WHAT IS BEING ASKED:
Write each line of the material exactly as given, from the top through the line that contains "flex-1 items-start ml-1", and omit all pictures.

STORED DATA:
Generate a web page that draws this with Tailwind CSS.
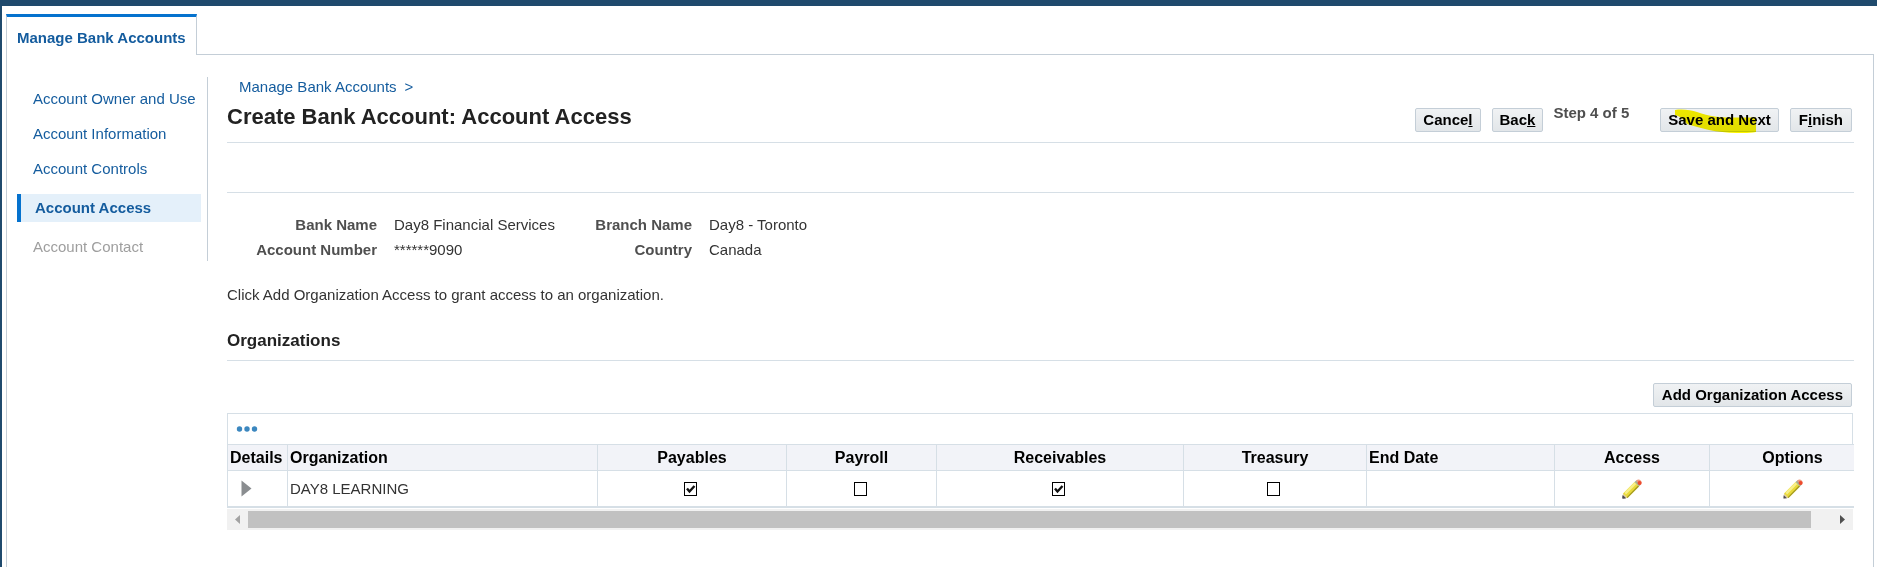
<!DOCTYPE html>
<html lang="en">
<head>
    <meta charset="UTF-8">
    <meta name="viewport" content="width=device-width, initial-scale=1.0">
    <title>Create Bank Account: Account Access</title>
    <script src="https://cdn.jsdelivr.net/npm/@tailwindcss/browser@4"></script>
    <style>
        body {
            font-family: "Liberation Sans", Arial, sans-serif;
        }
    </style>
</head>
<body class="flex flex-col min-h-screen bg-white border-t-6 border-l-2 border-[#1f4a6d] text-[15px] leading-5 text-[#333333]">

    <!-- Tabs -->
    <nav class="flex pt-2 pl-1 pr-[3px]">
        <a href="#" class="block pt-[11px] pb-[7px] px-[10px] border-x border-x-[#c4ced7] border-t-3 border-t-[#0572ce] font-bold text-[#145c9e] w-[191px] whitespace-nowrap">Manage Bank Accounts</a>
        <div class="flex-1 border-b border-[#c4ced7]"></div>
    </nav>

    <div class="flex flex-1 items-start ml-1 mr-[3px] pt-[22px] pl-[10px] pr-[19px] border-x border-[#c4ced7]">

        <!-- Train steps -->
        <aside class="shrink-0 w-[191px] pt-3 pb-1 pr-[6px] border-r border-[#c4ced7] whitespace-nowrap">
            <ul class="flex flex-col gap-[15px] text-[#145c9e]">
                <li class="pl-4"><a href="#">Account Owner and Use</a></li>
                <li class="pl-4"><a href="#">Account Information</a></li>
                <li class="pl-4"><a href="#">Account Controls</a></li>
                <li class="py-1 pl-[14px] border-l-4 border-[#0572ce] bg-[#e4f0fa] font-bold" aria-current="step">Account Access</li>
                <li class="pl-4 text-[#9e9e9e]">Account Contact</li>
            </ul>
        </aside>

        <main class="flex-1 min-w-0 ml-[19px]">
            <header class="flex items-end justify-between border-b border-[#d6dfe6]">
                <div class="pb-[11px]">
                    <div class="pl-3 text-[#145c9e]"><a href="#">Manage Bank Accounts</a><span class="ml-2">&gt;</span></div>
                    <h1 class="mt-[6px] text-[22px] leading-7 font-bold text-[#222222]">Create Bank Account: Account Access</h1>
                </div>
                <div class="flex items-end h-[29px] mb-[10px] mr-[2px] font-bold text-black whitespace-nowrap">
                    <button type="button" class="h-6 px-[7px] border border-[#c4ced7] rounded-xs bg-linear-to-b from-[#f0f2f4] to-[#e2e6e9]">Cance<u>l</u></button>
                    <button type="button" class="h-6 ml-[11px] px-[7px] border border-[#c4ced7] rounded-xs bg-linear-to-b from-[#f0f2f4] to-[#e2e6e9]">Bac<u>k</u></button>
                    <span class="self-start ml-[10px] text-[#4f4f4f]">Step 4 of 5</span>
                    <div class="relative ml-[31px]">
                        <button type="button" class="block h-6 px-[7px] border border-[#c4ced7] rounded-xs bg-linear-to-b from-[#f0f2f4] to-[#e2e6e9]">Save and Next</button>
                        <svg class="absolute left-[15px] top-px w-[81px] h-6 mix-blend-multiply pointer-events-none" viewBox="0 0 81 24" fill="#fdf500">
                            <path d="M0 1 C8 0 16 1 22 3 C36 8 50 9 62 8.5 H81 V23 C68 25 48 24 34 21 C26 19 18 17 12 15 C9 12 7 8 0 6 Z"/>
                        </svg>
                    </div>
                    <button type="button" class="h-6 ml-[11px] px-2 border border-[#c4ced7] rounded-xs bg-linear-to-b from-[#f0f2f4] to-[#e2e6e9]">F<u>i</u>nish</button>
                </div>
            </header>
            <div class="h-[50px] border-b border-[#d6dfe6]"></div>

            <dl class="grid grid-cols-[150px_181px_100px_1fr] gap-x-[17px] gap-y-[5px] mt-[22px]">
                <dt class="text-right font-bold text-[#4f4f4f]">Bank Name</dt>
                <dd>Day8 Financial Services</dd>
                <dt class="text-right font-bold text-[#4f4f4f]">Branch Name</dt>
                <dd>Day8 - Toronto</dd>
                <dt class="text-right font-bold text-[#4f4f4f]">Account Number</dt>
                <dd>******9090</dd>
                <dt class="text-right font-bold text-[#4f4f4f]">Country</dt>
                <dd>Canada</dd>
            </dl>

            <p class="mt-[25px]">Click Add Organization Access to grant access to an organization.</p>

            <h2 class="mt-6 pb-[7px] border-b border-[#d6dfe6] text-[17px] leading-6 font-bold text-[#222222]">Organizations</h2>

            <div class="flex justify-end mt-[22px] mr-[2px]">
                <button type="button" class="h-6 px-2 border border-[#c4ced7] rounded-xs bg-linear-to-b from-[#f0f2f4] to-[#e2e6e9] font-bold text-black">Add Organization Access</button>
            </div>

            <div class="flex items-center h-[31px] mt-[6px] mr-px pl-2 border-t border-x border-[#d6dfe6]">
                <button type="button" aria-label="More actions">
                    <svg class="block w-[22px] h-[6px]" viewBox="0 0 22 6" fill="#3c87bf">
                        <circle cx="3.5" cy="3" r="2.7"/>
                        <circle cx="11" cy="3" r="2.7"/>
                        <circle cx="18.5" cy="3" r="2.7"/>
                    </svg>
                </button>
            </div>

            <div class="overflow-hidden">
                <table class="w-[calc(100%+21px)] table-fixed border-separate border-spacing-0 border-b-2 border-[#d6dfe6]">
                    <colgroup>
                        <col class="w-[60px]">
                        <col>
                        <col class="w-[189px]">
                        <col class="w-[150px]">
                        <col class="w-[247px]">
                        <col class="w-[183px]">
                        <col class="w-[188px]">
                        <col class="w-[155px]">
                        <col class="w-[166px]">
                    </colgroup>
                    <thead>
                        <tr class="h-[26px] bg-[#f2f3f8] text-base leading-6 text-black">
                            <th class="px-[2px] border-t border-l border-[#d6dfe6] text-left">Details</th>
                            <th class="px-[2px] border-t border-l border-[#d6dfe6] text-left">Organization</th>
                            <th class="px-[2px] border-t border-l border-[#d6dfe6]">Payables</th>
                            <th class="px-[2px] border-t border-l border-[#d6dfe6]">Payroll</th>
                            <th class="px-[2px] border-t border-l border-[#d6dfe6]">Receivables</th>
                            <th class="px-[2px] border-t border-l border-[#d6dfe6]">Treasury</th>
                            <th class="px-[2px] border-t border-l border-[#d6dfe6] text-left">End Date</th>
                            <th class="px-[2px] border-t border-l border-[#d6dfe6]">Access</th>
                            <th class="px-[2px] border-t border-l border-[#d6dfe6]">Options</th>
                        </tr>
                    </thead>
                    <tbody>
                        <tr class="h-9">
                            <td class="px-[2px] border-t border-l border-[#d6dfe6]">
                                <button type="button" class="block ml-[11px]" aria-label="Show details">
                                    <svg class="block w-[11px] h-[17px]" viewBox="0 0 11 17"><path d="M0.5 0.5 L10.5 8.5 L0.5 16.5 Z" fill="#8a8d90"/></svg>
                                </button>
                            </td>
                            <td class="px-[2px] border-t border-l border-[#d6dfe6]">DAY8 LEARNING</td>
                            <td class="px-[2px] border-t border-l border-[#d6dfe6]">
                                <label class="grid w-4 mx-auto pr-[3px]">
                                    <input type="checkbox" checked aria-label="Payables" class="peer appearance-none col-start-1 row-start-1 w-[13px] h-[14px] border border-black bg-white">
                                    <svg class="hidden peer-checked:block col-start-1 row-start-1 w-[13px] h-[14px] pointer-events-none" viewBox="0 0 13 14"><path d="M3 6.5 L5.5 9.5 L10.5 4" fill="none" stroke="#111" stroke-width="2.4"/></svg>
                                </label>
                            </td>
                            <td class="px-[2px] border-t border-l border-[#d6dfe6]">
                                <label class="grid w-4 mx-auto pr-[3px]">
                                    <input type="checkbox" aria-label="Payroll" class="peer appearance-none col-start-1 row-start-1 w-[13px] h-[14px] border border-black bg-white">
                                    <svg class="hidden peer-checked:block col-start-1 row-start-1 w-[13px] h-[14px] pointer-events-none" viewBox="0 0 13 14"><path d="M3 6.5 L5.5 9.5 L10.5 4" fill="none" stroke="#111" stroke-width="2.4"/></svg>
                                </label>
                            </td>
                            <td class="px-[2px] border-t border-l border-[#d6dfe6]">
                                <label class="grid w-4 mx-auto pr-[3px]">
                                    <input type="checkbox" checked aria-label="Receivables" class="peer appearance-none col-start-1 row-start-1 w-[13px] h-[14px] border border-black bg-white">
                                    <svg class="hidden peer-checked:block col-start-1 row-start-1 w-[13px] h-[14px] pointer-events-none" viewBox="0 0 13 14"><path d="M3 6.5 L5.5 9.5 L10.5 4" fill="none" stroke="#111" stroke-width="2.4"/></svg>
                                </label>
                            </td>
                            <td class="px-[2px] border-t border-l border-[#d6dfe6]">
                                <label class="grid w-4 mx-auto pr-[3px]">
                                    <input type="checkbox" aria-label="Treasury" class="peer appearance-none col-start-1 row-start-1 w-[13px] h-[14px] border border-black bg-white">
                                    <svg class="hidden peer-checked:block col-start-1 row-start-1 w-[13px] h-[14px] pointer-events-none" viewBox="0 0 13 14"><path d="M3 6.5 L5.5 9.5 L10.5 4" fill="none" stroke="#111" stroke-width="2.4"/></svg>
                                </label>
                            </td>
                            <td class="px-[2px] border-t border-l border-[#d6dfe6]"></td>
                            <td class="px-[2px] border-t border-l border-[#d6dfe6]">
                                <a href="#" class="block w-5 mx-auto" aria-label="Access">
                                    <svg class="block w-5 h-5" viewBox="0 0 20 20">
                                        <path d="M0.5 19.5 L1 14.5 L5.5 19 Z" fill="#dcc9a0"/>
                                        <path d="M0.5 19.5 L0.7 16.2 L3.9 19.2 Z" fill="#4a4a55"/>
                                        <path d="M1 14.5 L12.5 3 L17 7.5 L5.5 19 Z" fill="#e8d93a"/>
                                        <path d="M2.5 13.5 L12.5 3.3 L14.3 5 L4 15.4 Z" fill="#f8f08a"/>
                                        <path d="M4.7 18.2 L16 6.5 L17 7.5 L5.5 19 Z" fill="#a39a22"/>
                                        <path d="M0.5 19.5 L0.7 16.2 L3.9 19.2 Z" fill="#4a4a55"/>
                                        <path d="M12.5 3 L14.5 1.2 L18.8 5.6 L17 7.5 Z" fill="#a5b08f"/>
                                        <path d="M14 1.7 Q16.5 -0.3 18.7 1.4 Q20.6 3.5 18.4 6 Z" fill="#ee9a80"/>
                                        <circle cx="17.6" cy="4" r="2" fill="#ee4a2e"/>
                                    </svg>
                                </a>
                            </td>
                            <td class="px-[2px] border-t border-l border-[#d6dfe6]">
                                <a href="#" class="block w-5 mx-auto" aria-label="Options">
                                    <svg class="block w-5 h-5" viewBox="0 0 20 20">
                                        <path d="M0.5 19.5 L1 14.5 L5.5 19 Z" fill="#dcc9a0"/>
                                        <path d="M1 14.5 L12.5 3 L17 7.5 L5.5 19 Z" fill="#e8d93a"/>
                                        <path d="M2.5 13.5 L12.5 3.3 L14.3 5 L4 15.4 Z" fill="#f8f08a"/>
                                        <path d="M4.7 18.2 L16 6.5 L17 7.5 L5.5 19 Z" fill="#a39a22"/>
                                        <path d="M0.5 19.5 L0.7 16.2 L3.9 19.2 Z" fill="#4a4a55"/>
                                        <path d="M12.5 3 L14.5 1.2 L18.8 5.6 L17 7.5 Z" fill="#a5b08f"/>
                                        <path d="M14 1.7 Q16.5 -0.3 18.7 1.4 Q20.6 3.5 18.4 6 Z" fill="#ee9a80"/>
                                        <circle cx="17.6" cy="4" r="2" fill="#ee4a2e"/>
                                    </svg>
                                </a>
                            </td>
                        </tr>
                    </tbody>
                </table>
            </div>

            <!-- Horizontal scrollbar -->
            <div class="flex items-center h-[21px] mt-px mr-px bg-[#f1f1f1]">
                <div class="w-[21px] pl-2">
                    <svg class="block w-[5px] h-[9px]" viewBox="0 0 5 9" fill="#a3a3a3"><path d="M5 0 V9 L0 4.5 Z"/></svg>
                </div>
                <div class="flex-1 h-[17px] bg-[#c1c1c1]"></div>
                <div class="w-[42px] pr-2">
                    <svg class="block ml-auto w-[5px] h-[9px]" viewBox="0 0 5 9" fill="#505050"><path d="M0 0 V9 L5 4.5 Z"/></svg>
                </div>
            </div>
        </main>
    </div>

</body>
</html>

WRITTEN RESPONSE:
Generate a web page that draws this with Tailwind CSS.
<!DOCTYPE html>
<html lang="en">
<head>
    <meta charset="UTF-8">
    <meta name="viewport" content="width=device-width, initial-scale=1.0">
    <title>Create Bank Account: Account Access</title>
    <script src="https://cdn.jsdelivr.net/npm/@tailwindcss/browser@4"></script>
    <style>
        body {
            font-family: "Liberation Sans", Arial, sans-serif;
        }
    </style>
</head>
<body class="flex flex-col min-h-screen bg-white border-t-6 border-l-2 border-[#1f4a6d] text-[15px] leading-5 text-[#333333]">

    <!-- Tabs -->
    <nav class="flex pt-2 pl-1 pr-[3px]">
        <a href="#" class="block pt-[11px] pb-[7px] px-[10px] border-x border-x-[#c4ced7] border-t-3 border-t-[#0572ce] font-bold text-[#145c9e] w-[191px] whitespace-nowrap">Manage Bank Accounts</a>
        <div class="flex-1 border-b border-[#c4ced7]"></div>
    </nav>

    <div class="flex flex-1 items-start ml-1 mr-[3px] pt-[22px] pl-[10px] pr-[19px] border-x border-[#c4ced7]">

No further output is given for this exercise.